Chrysler Museum of Art Presents a Fresh Look at its Porcelain Gallery
NORFOLK, Va. (March 6, 2019) —The Chrysler Museum of Art transports visitors to 18th-century England with the reinstallation of its porcelain gallery. Nearly 200 pieces of First Period Worcester porcelain, made in England between 1751 and 1783, are on view, including marvelous examples of tea services, tableware and decorative objects in a variety of colors and designs. The pieces are from the Hofheimer Collection. “We are excited to offer a fresh perspective on these beautiful objects. The reinstallation allows us to bring each piece to life in new and interesting ways and encourages our visitors to engage with the collection. We explore themes related to the history, design and use of the pieces,” said Carolyn Swan Needell, Ph.D., the Chrysler Museum’s Carolyn and Richard Barry Curator of Glass.

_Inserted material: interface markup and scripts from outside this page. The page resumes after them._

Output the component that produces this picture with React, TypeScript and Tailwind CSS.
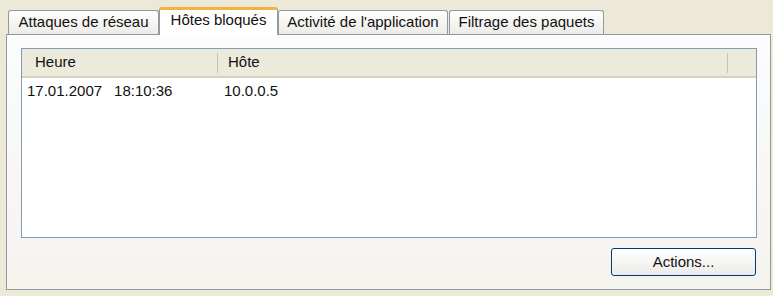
const font = { fontFamily: '"Liberation Sans", Tahoma, sans-serif' }

const tabs = [
  { label: 'Attaques de réseau', w: 'w-[151px]' },
  { label: 'Hôtes bloqués', w: 'w-[119px]', active: true },
  { label: "Activité de l'application", w: 'w-[170px]' },
  { label: 'Filtrage des paquets', w: 'w-[155px]' },
]

export default function App() {
  return (
    <div className="w-[773px] h-[296px] bg-[#ece9d8] text-[15px] text-[#111] overflow-hidden" style={font}>
      <div className="flex items-end h-[34px] pt-[6px] pl-[8px] gap-[1px]">
        {tabs.map((t) =>
          t.active ? (
            <div
              key={t.label}
              className={`${t.w} h-[28px] -mb-px -mx-px relative z-10 bg-white border-x border-[#919b9c] border-t-[3px] border-t-[#f4b43c] rounded-t-[3px] flex items-center justify-center pb-[4px]`}
            >
              {t.label}
            </div>
          ) : (
            <div
              key={t.label}
              className={`${t.w} h-[24px] bg-gradient-to-b from-white to-[#ecebe6] border border-b-0 border-[#919b9c] rounded-t-[3px] flex items-center justify-center`}
            >
              {t.label}
            </div>
          )
        )}
      </div>
      <div className="ml-[6px] w-[765px] h-[256px] border border-[#919b9c] bg-gradient-to-b from-[#fcfcfe] to-[#f4f3ee] pt-[13px] pl-[14px]">
        <div className="w-[736px] h-[190px] border border-[#7f9db9] bg-white">
          <div className="flex h-[29px] bg-[#ebeadb] border-b-2 border-[#d6d2c2] items-center">
            <div className="w-[195px] pl-[13px] flex items-center h-full">Heure</div>
            <div className="w-px h-[20px] bg-[#c7c5b2]" />
            <div className="w-[509px] pl-[10px]">Hôte</div>
            <div className="w-px h-[20px] bg-[#c7c5b2]" />
          </div>
          <div className="flex h-[22px] items-center mt-[2px]">
            <div className="w-[202px] pl-[5px] flex gap-[12px]">
              <span>17.01.2007</span>
              <span>18:10:36</span>
            </div>
            <div>10.0.0.5</div>
          </div>
        </div>
        <div className="flex justify-end w-[736px] mt-[10px] pr-[1px]">
          <button className="w-[145px] h-[28px] border border-[#003c74] rounded-[3px] bg-gradient-to-b from-white to-[#ecebe6] flex items-center justify-center" style={font}>
            Actions...
          </button>
        </div>
      </div>
    </div>
  )
}
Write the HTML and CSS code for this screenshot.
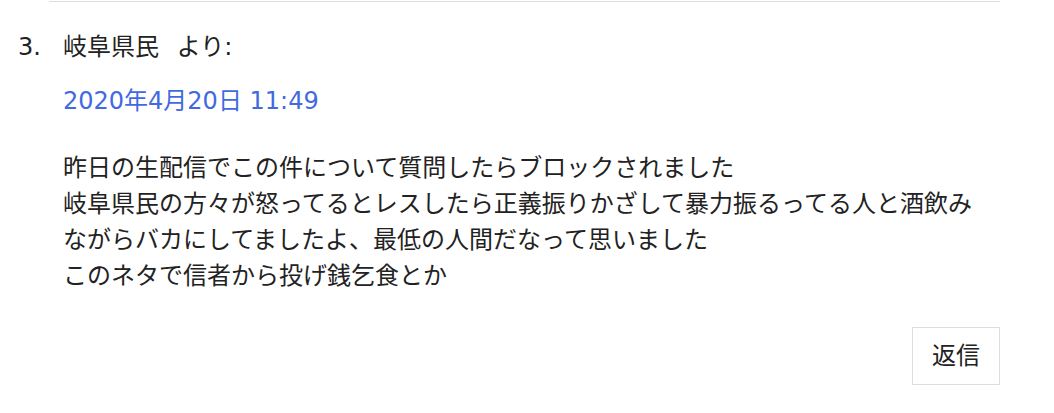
FILE: index.html
```html
<!DOCTYPE html>
<html lang="ja">
<head>
<meta charset="utf-8">
<link rel="stylesheet" href="styles.css">
</head>
<body>
<ol class="comments">
  <li class="comment">
    <span class="num">3.</span>
    <div class="body">
      <div class="author"><span class="name">岐阜県民</span> より:</div>
      <div class="date">2020年4月20日 11:49</div>
      <p class="text">昨日の生配信でこの件について質問したらブロックされました<br>岐阜県民の方々が怒ってるとレスしたら正義振りかざして暴力振るってる人と酒飲みながらバカにしてましたよ、最低の人間だなって思いました<br>このネタで信者から投げ銭乞食とか</p>
      <div class="actions"><button class="reply">返信</button></div>
    </div>
  </li>
</ol>
</body>
</html>
```
FILE: styles.css
```css
html, body {
  margin: 0;
  padding: 0;
  background: #fff;
}
body {
  font-family: "DejaVu Sans", "Noto Sans CJK JP", sans-serif;
  font-size: 24px;
  line-height: 36px;
  color: #222;
}
.comments {
  list-style: none;
  margin: 1px 0 0 0;
  padding: 0;
}
.comment {
  display: grid;
  grid-template-columns: 49px 951px;
}
.num {
  padding-top: 28px;
  padding-left: 18px;
}
.body {
  border-top: 1px solid #ddd;
  padding: 27px 0 0 14px;
}
.name {
  margin-right: 10px;
}
.date {
  margin-top: 18px;
  color: #4169e1;
}
.text {
  margin: 31px 14px 0 0;
}
.actions {
  display: flex;
  justify-content: flex-end;
  margin-top: 33px;
}
.reply {
  font: inherit;
  color: #222;
  background: #fff;
  border: 1px solid #ddd;
  padding: 10px 19px;
  line-height: 36px;
}
```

The new display is organized thematically and includes in-depth information about the form and function of the objects, the distinct blue and white color and the eastern and western design influence. Visitors will also learn about the art of tea, the people and places depicted in the designs and the painting and printing of the objects. This spring, the Chrysler will install a video showing Richmond-based ceramic artist A. Blair Clemo recreate a blue and white teapot from the collection.
One of the display cases highlights how an object’s shape is closely linked to how it was used. “Porcelain is a material that is both familiar and foreign to many people today,” said Swan Needell. “We might recognize something because we use similar objects, but how many people still use a sweet-meat dish or asparagus server? This begs the social and cultural question of why not? Encouraging our visitors to engage with the objects in this way is a major goal of the new display.”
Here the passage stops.